My Husband's Last Engine Show

For Larry Reed

Content Tools

3611 S. LaChance Road Lake City, Michigan 49651

Because of his love for antique tractors and engines, as well as the fellowship of the people, my husband's dying request was to have me write an article for GEM about his last engine show.

Larry had quadruple bypass surgery in July of 1990. He was diagnosed with congestive heart failure during the winter of 1990-91. He died on September 10, 1993, 2 weeks after his last engine and tractor show in Buckley, Michigan.

After Larry was diagnosed with congestive heart failure and could no longer handle the large tractors, he decided to restore gas engines. Larry had already restored a United Type F 4 HP engine. This engine had been used for buzzing wood for many years in the Cadillac, Michigan, area.

In August of 1992, Larry bought a 6 HP United on a cart at the Buckley show. The engine needed to be restored, stripped, and repainted. The 6 HP was bought at an auction prior to Larry acquiring it, and a lot of work was put into it then. The engine came from six miles northeast of Tawas City in the Wilber area. It was used in the woods to run a buzz saw rig.

The restoring and the engine shows took on more of an urgency for Larry because he did not know how much more time he had left to live. The doctors had given him a year to a year and half after he went into congestive heart failure in 1990. He felt he was living on borrowed time.

In the summer of 1991 I took Larry out west because he wanted to see the mountains and do some fishing. Above all, he wanted to see Oscar's Dreamland. We saw the mountains, fished the lakes and streams, and saw the collection of Oscar's antique engines and tractors. Much of the time was also spent deep in conversation with Oscar. Oscar had a lot of different types of engines and tractors, and a lot of knowledge on restoration. With the knowledge gleaned from an oldtimer, Larry knew what he wanted to do with the 6 HP United engine. In 1992 his goal was to restore it and return to Buckley with it and the 4 HP, in the summer of 1993. During the winter of 1992, as the weather and his health permitted, Larry began tearing the 6 HP engine down. By spring he had it ready to be stripped.

Larry worked extremely hard to reach his goal, despite the fact that his physical strength was nearly gone. During this period in his life the perfection in his handiwork never wavered, even though it became increasingly more difficult to accomplish. Everything he did had to be just so. It all had to look good, and run well.

Although I had little interest in his hobby, I worked with him as a gopher, spray painting, restoring, and whatever I could, to see him reach his goal.

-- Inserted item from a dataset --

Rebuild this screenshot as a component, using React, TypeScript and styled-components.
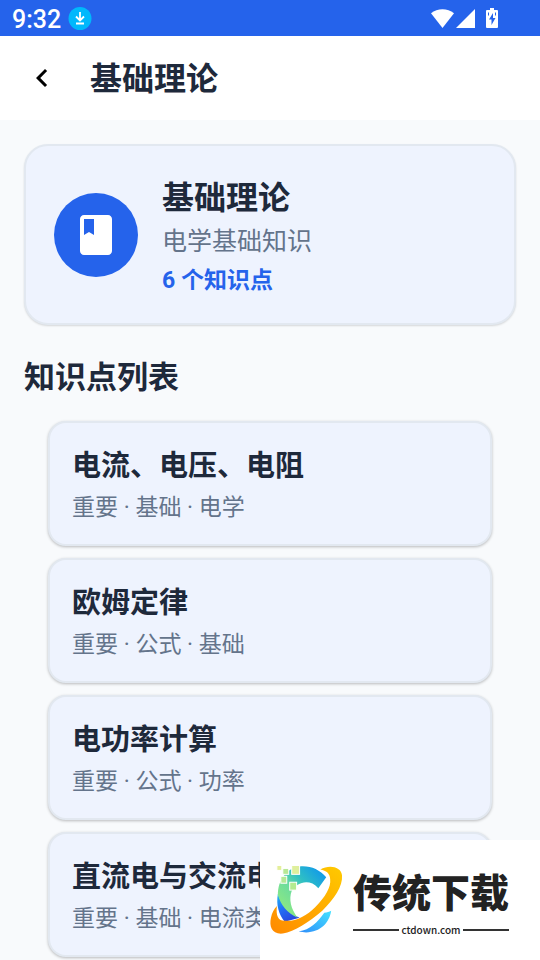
import React from "react";
import styled, { createGlobalStyle } from "styled-components";

const GlobalStyle = createGlobalStyle`
  *, *::before, *::after { box-sizing: border-box; }
  body {
    margin: 0;
    background: #f8fafc;
    color: #1e293b;
    font-family: Roboto, "Noto Sans CJK SC", sans-serif;
  }
  h1, h2, h3, p, ul { margin: 0; padding: 0; }
`;

const Page = styled.div`
  min-height: 100vh;
  display: flex;
  flex-direction: column;
`;

const StatusBar = styled.div`
  height: 36px;
  padding: 0 42px 0 12px;
  display: flex;
  align-items: center;
  background: #2563eb;
  color: #fff;
`;

const Clock = styled.time`
  font-size: 25px;
  line-height: 32px;
  font-weight: 500;
  padding-top: 3px;
  margin-right: 7px;
`;

const StatusIcons = styled.div`
  margin-left: auto;
  display: flex;
  align-items: center;
  gap: 2px;
`;

const Battery = styled.svg`
  margin-left: 9px;
`;

const TopBar = styled.header`
  height: 84px;
  padding: 0 24px;
  display: flex;
  align-items: center;
  gap: 30px;
  background: #fff;
`;

const BackButton = styled.button`
  display: flex;
  width: 36px;
  height: 36px;
  padding: 0;
  border: 0;
  background: none;
  color: #000;
  cursor: pointer;
`;

const PageTitle = styled.h1`
  padding-top: 2px;
  font-size: 32px;
  line-height: 44px;
  font-weight: 700;
`;

const Content = styled.main`
  padding: 24px 24px 0;
`;

const SummaryCard = styled.section`
  display: flex;
  align-items: center;
  gap: 24px;
  padding: 24px 28px;
  border: 2px solid #e2e8f0;
  border-radius: 24px;
  background: #eef3fe;
  box-shadow: 0 1px 2px rgba(0, 0, 0, 0.14);
`;

const IconCircle = styled.div`
  flex: none;
  display: grid;
  place-items: center;
  width: 84px;
  height: 84px;
  border-radius: 50%;
  background: #2563eb;
`;

const SummaryBody = styled.div`
  padding-top: 5px;
`;

const SummaryTitle = styled.h2`
  font-size: 32px;
  line-height: 46px;
  font-weight: 700;
`;

const SummaryText = styled.p`
  font-size: 25px;
  line-height: 42px;
  font-weight: 400;
  color: #64748b;
`;

const SummaryCount = styled.p`
  font-size: 23px;
  line-height: 36px;
  font-weight: 700;
  color: #2563eb;
`;

const SectionTitle = styled.h2`
  margin-top: 31px;
  font-size: 31px;
  line-height: 44px;
  font-weight: 700;
`;

const TopicList = styled.ul`
  display: flex;
  flex-direction: column;
  gap: 12px;
  margin: 21px 24px 0;
  list-style: none;
`;

const TopicLink = styled.a`
  display: block;
  padding: 21px 22px 16px;
  border: 2px solid #e2e8f0;
  border-radius: 18px;
  background: #eef3fe;
  box-shadow: 0 1px 3px rgba(0, 0, 0, 0.26);
  color: inherit;
  text-decoration: none;
`;

const TopicTitle = styled.h3`
  font-size: 29px;
  line-height: 44px;
  font-weight: 700;
`;

const TopicTags = styled.p`
  font-size: 23px;
  line-height: 40px;
  font-weight: 400;
  color: #64748b;
`;

const SiteBadge = styled.aside`
  position: fixed;
  right: 0;
  bottom: 0;
  width: 280px;
  height: 120px;
  padding: 0 31px 0 8px;
  display: flex;
  align-items: center;
  gap: 8px;
  background: #fff;
  color: #222;
`;

const BadgeText = styled.div`
  flex: 1;
  display: flex;
  flex-direction: column;
`;

const BadgeName = styled.strong`
  font-family: "Noto Sans CJK SC", sans-serif;
  font-size: 39px;
  line-height: 60px;
  font-weight: 900;
  white-space: nowrap;
`;

const BadgeDomain = styled.span`
  display: flex;
  align-items: center;
  gap: 2px;
  font-family: "Noto Sans CJK SC", sans-serif;
  font-size: 10px;
  line-height: 20px;
  font-weight: 500;

  &::before,
  &::after {
    content: "";
    flex: 1;
    height: 2px;
    background: #333;
  }
`;

const topics = [
  { title: "电流、电压、电阻", tags: ["重要", "基础", "电学"] },
  { title: "欧姆定律", tags: ["重要", "公式", "基础"] },
  { title: "电功率计算", tags: ["重要", "公式", "功率"] },
  { title: "直流电与交流电", tags: ["重要", "基础", "电流类型"] },
];

const DownloadIcon = () => (
  <svg width="24" height="24" viewBox="0 0 24 24" aria-hidden="true">
    <circle cx="12" cy="12.5" r="11.5" fill="#00b8fc" />
    <path d="M12 6v8M8 10.500l4 4 4-4M8 17.500h8" fill="none" stroke="#fff" strokeWidth="1.8" />
  </svg>
);

const WifiIcon = () => (
  <svg width="23" height="19" viewBox="0 0 23 19" fill="#fff" aria-hidden="true">
    <path d="M0 4.200C6.500-1.200 16.500-1.200 23 4.200L11.500 19z" />
  </svg>
);

const SignalIcon = () => (
  <svg width="19" height="19" viewBox="0 0 19 19" fill="#fff" aria-hidden="true">
    <path d="M19 0v19H0z" />
  </svg>
);

const BatteryIcon = () => (
  <Battery width="12" height="20" viewBox="0 0 12 20" aria-hidden="true">
    <path d="M4 0h4v2h3q1 0 1 1v16q0 1-1 1H1q-1 0-1-1V3q0-1 1-1h3z" fill="#fff" />
    <path d="M7 5v5h2.500L5.500 17v-5.500H3z" fill="#2563eb" />
    <path d="M2.500 4.500v3M9.500 4.500v3" stroke="#2563eb" strokeWidth="1" />
  </Battery>
);

const ChevronIcon = () => (
  <svg width="36" height="36" viewBox="0 0 24 24" fill="currentColor" aria-hidden="true">
    <path d="M15.410 7.410 14 6l-6 6 6 6 1.410-1.410L10.830 12z" />
  </svg>
);

const BookIcon = () => (
  <svg width="48" height="48" viewBox="0 0 24 24" fill="#fff" aria-hidden="true">
    <path d="M18 2H6c-1.100 0-2 .9-2 2v16c0 1.100.9 2 2 2h12c1.100 0 2-.9 2-2V4c0-1.100-.9-2-2-2zM6 4h5v8l-2.500-1.500L6 12V4z" />
  </svg>
);

const SiteLogo = () => (
  <svg width="78" height="78" viewBox="0 0 78 78" aria-hidden="true">
    <defs>
      <linearGradient id="arcTop" x1="0.200" y1="1" x2="1" y2="0.200">
        <stop offset="0" stopColor="#90ea80" />
        <stop offset="0.400" stopColor="#6cdc9c" />
        <stop offset="0.650" stopColor="#2fbfc4" />
        <stop offset="1" stopColor="#129be8" />
      </linearGradient>
      <linearGradient id="arcLow" x1="0" y1="0" x2="0.500" y2="1">
        <stop offset="0" stopColor="#20b7f5" />
        <stop offset="0.500" stopColor="#2371f5" />
        <stop offset="1" stopColor="#2948e0" />
      </linearGradient>
      <linearGradient id="orbit" x1="0" y1="1" x2="1" y2="0">
        <stop offset="0" stopColor="#ff8900" />
        <stop offset="1" stopColor="#ffca00" />
      </linearGradient>
      <linearGradient id="tail" x1="0" y1="1" x2="1" y2="0">
        <stop offset="0" stopColor="#2f8dfa" />
        <stop offset="1" stopColor="#43e2ff" />
      </linearGradient>
    </defs>
    <path d="M10 33C8 44 11 54 17 61l15-4C22 53 15 46 10 33z" fill="url(#arcLow)" />
    <path d="M59 16C52 8 43 4 32 5 19 7 10 18 10 34c3 10 9 18 20 23C23 48 21 38 24 30c5-9 18-13 27-3z" fill="url(#arcTop)" />
    <path d="M64 50C62 64 50 75 31 71c12-2 19-9 26-19 3 0 5-1 7-2z" fill="url(#tail)" />
    <path d="M53 8C62 3 74 5 75 14c1 11-8 24-20 36C41 62 27 71 15 73 4 74 1 66 3 57c1-5 3-9 6-12-1 10 1 15 8 15 11 1 22-5 31-14 10-10 16-20 15-28 0-6-4-9-10-10z" fill="url(#orbit)" />
    <g stroke="#fff" strokeWidth="1">
      <rect x="9" y="4" width="5" height="5" fill="#e4ef9a" />
      <rect x="15" y="7" width="6" height="6" fill="#b7e895" />
      <rect x="24" y="4" width="8" height="9" fill="#dfef9c" />
      <rect x="13" y="15" width="6" height="7" fill="#b5e996" />
      <rect x="22" y="21" width="7" height="8" fill="#b4eb90" />
    </g>
  </svg>
);

export default function App() {
  return (
    <>
      <GlobalStyle />
      <Page>
        <StatusBar>
          <Clock>9:32</Clock>
          <DownloadIcon />
          <StatusIcons>
            <WifiIcon />
            <SignalIcon />
            <BatteryIcon />
          </StatusIcons>
        </StatusBar>
        <TopBar>
          <BackButton type="button" aria-label="返回">
            <ChevronIcon />
          </BackButton>
          <PageTitle>基础理论</PageTitle>
        </TopBar>
        <Content>
          <SummaryCard>
            <IconCircle>
              <BookIcon />
            </IconCircle>
            <SummaryBody>
              <SummaryTitle>基础理论</SummaryTitle>
              <SummaryText>电学基础知识</SummaryText>
              <SummaryCount>6 个知识点</SummaryCount>
            </SummaryBody>
          </SummaryCard>
          <SectionTitle>知识点列表</SectionTitle>
          <TopicList>
            {topics.map((topic) => (
              <li key={topic.title}>
                <TopicLink href="#">
                  <TopicTitle>{topic.title}</TopicTitle>
                  <TopicTags>{topic.tags.join(" · ")}</TopicTags>
                </TopicLink>
              </li>
            ))}
          </TopicList>
        </Content>
      </Page>
      <SiteBadge>
        <SiteLogo />
        <BadgeText>
          <BadgeName>传统下载</BadgeName>
          <BadgeDomain>ctdown.com</BadgeDomain>
        </BadgeText>
      </SiteBadge>
    </>
  );
}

After the 6 HP was restored, put on the engine cart with the 4 HP, and installed on the trailer, there was one other job to be done. Both engines needed lettering and pin striping. We took a few days and went to St. Ignace in the upper peninsula. There a lifelong friend, Randy Becker, did the detail painting on both engines and the engine cart.

By this time, Larry was beginning to retain fluid from the long days, the time he spent on his feet, and the work involved in getting the engines completed. The engines, except for some carburetor adjustments, were now ready for the shows.

Larry was able to get to the Scottville, Michigan, show and the guys there helped him with the adjustments that were needed. He was tired and not feeling very well when he returned home from that show. The Buckley Show was only two weeks away. For the next two weeks, he rested as much as he could. As his health permitted, he puttered a little with the engines, repositioned them on the trailer, and got them ready for Buckley.

Because of his health, I went with Larry to Buckley. On the second day there, he came down with a bronchial infection, and was sick throughout the show. He still ran the engines, with the help of friends and myself. He was tired, and at times frustrated because of the things he was physically unable to do. Yet he was proud that he had reached his goal. Although it was unheard of for Larry to leave a show early, we came home from Buckley on Saturday instead of Sunday, because of his health.

On the following Monday, Larry was admitted to the hospital, and was there for 2 weeks. The day before he was to be released from the hospital, the doctor took him off the I.V. drips that were helping his heart and kidneys to function. Over the next 24 hours, his heart began to fail and without the I.V. support, both the heart and kidneys failed.

With our dear friend Donna Lee and me at his side, we said our final goodbyes. It was then Larry asked that I write this article for GEM, as his final goodbye to the friends and acquaintances who shared his fondness for these fine machines from yesterday.